From the scissor doors to the carbonfibre reinforced plastic tub and sub-frames (which makes the car 50% lighter than if it had been made from steel and 30% lighter than if made from aluminium), everything about the i8 smacks of high-end manufacturing.
Although the interior is very BMW and very BMW M at that, there is nothing too radical on offer in there that might frighten anyone with lesser credentials than an astronaut, but the manner which it has been created and presented makes it feel like a very special place indeed.
Once you’re moving, however, things get very radical very quickly. The noise you’d expect to generate from the diminutive engine might be akin to that from a Suzuki supermini — a sort of modest thrum. But it is not; it is the roar of an unrestrained wild animal and it comes from just behind your ear — mid-engined and all as it appears to be.
That little ‘thrummy’ engine, in combination with its electric allies, actually produces a united output of more than 360 horses and thus the blood-draining performance we mentioned earlier. It is pretty astonishing.
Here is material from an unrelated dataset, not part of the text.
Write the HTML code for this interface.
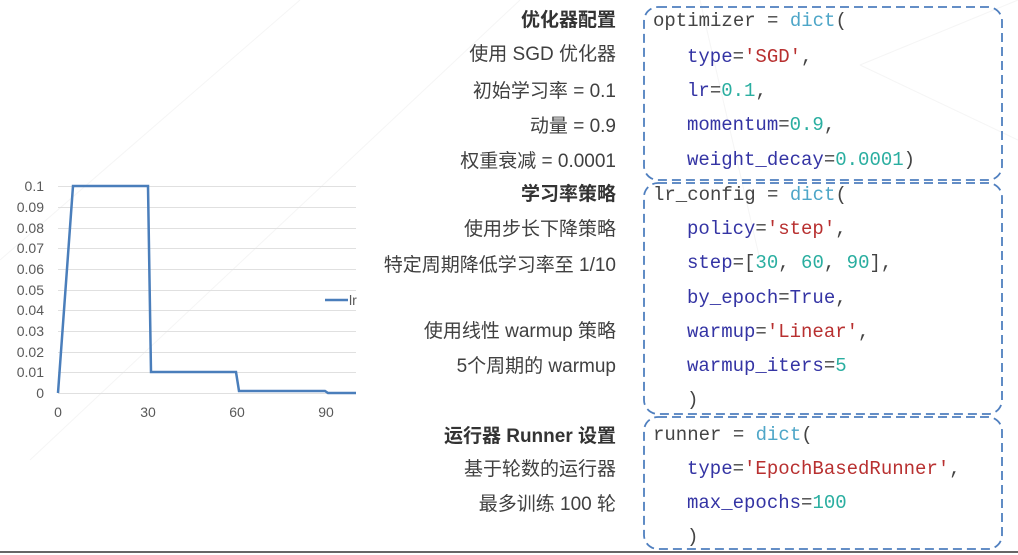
<!DOCTYPE html>
<html><head><meta charset="utf-8"><style>
body{margin:0;width:1018px;height:555px;background:#fff;position:relative;overflow:hidden;font-family:"Liberation Sans","Noto Sans CJK SC",sans-serif;}
.l{position:absolute;right:402px;font-size:19px;color:#404040;white-space:nowrap;line-height:20px;}
.b{font-weight:bold;color:#333;}
.c{position:absolute;left:653px;font-family:"Liberation Mono",monospace;font-size:19px;color:#444;white-space:pre;line-height:20px;}
.i{left:687px}
.p{color:#3434a4}.s{color:#b83030}.n{color:#2aaea0}.d{color:#4ea6c8}
</style></head><body>
<svg width="1018" height="555" style="position:absolute;left:0;top:0">
<g stroke="#f5f5f5" stroke-width="1" fill="none">
<line x1="0" y1="260" x2="300" y2="0"/><line x1="860" y1="65" x2="1018" y2="0"/><line x1="860" y1="65" x2="1018" y2="140"/><line x1="700" y1="0" x2="760" y2="260"/><line x1="30" y1="460" x2="520" y2="0"/>
</g>
<g stroke="#e0e0e0" stroke-width="1">
<line x1="58" y1="186.5" x2="356" y2="186.5"/><line x1="58" y1="207.5" x2="356" y2="207.5"/><line x1="58" y1="228.5" x2="356" y2="228.5"/><line x1="58" y1="248.5" x2="356" y2="248.5"/><line x1="58" y1="269.5" x2="356" y2="269.5"/><line x1="58" y1="290.5" x2="356" y2="290.5"/><line x1="58" y1="310.5" x2="356" y2="310.5"/><line x1="58" y1="331.5" x2="356" y2="331.5"/><line x1="58" y1="352.5" x2="356" y2="352.5"/><line x1="58" y1="372.5" x2="356" y2="372.5"/><line x1="58" y1="393.5" x2="356" y2="393.5"/>
</g>
<polyline fill="none" stroke="#4a7ebb" stroke-width="2.5" points="58,393 73,186 148,186 151,372 236,372 239,391 325,391 328,393 356,393"/>
<line x1="325" y1="300" x2="348" y2="300" stroke="#4a7ebb" stroke-width="2.5"/>
<g fill="none" stroke="#4f7fbf" stroke-width="1.8" stroke-dasharray="9,5">
<rect x="644" y="7" width="358" height="173" rx="14"/>
<rect x="644" y="183" width="358" height="231" rx="14"/>
<rect x="644" y="417" width="358" height="132" rx="14"/>
</g>
<line x1="0" y1="552" x2="1018" y2="552" stroke="#666" stroke-width="2"/>
<g font-family="Liberation Sans,sans-serif" font-size="14" fill="#595959" text-anchor="end">
<text x="44" y="191">0.1</text><text x="44" y="212">0.09</text><text x="44" y="233">0.08</text><text x="44" y="253">0.07</text><text x="44" y="274">0.06</text><text x="44" y="295">0.05</text><text x="44" y="315">0.04</text><text x="44" y="336">0.03</text><text x="44" y="357">0.02</text><text x="44" y="377">0.01</text><text x="44" y="398">0</text>
</g>
<g font-family="Liberation Sans,sans-serif" font-size="14" fill="#595959" text-anchor="middle">
<text x="58" y="417">0</text><text x="148" y="417">30</text><text x="237" y="417">60</text><text x="326" y="417">90</text>
</g>
<text x="349" y="305" font-family="Liberation Sans,sans-serif" font-size="14" fill="#595959">lr</text>
</svg>
<div class="l b" style="top:11px">优化器配置</div>
<div class="l" style="top:45px">使用 SGD 优化器</div>
<div class="l" style="top:82px">初始学习率 = 0.1</div>
<div class="l" style="top:117px">动量 = 0.9</div>
<div class="l" style="top:152px">权重衰减 = 0.0001</div>
<div class="l b" style="top:185px">学习率策略</div>
<div class="l" style="top:220px">使用步长下降策略</div>
<div class="l" style="top:256px">特定周期降低学习率至 1/10</div>
<div class="l" style="top:322px">使用线性 warmup 策略</div>
<div class="l" style="top:357px">5个周期的 warmup</div>
<div class="l b" style="top:427px">运行器 Runner 设置</div>
<div class="l" style="top:460px">基于轮数的运行器</div>
<div class="l" style="top:495px">最多训练 100 轮</div>

<div class="c" style="top:11px">optimizer = <span class="d">dict</span>(</div>
<div class="c i" style="top:47px"><span class="p">type</span>=<span class="s">'SGD'</span>,</div>
<div class="c i" style="top:81px"><span class="p">lr</span>=<span class="n">0.1</span>,</div>
<div class="c i" style="top:115px"><span class="p">momentum</span>=<span class="n">0.9</span>,</div>
<div class="c i" style="top:150px"><span class="p">weight_decay</span>=<span class="n">0.0001</span>)</div>
<div class="c" style="top:185px">lr_config = <span class="d">dict</span>(</div>
<div class="c i" style="top:219px"><span class="p">policy</span>=<span class="s">'step'</span>,</div>
<div class="c i" style="top:253px"><span class="p">step</span>=[<span class="n">30</span>, <span class="n">60</span>, <span class="n">90</span>],</div>
<div class="c i" style="top:288px"><span class="p">by_epoch</span>=<span class="p">True</span>,</div>
<div class="c i" style="top:322px"><span class="p">warmup</span>=<span class="s">'Linear'</span>,</div>
<div class="c i" style="top:356px"><span class="p">warmup_iters</span>=<span class="n">5</span></div>
<div class="c i" style="top:390px">)</div>
<div class="c" style="top:425px">runner = <span class="d">dict</span>(</div>
<div class="c i" style="top:459px"><span class="p">type</span>=<span class="s">'EpochBasedRunner'</span>,</div>
<div class="c i" style="top:493px"><span class="p">max_epochs</span>=<span class="n">100</span></div>
<div class="c i" style="top:527px">)</div>
</body></html>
Allied to four wheel drive and a six speed ’box (not to mention specially designed low resistance tyres and a host of other devilishly clever stuff) also give it the sort of eye-popping driving characteristics even hypercars aspire to.
And so, the i8 is a showpiece like few others on offer in our modern world — again factoring in the price.
This is a car of the future before the future has arrived and it is probably something which will eventually reside in museums across the globe as a car which signposted what and where the future is.
No wonder then that it gets the not-often-awarded Examiner Motoring five star rating, or even that the BMW PR department is keen on reminding us just how talented their engineers are.
This indeed is a very special piece of kit.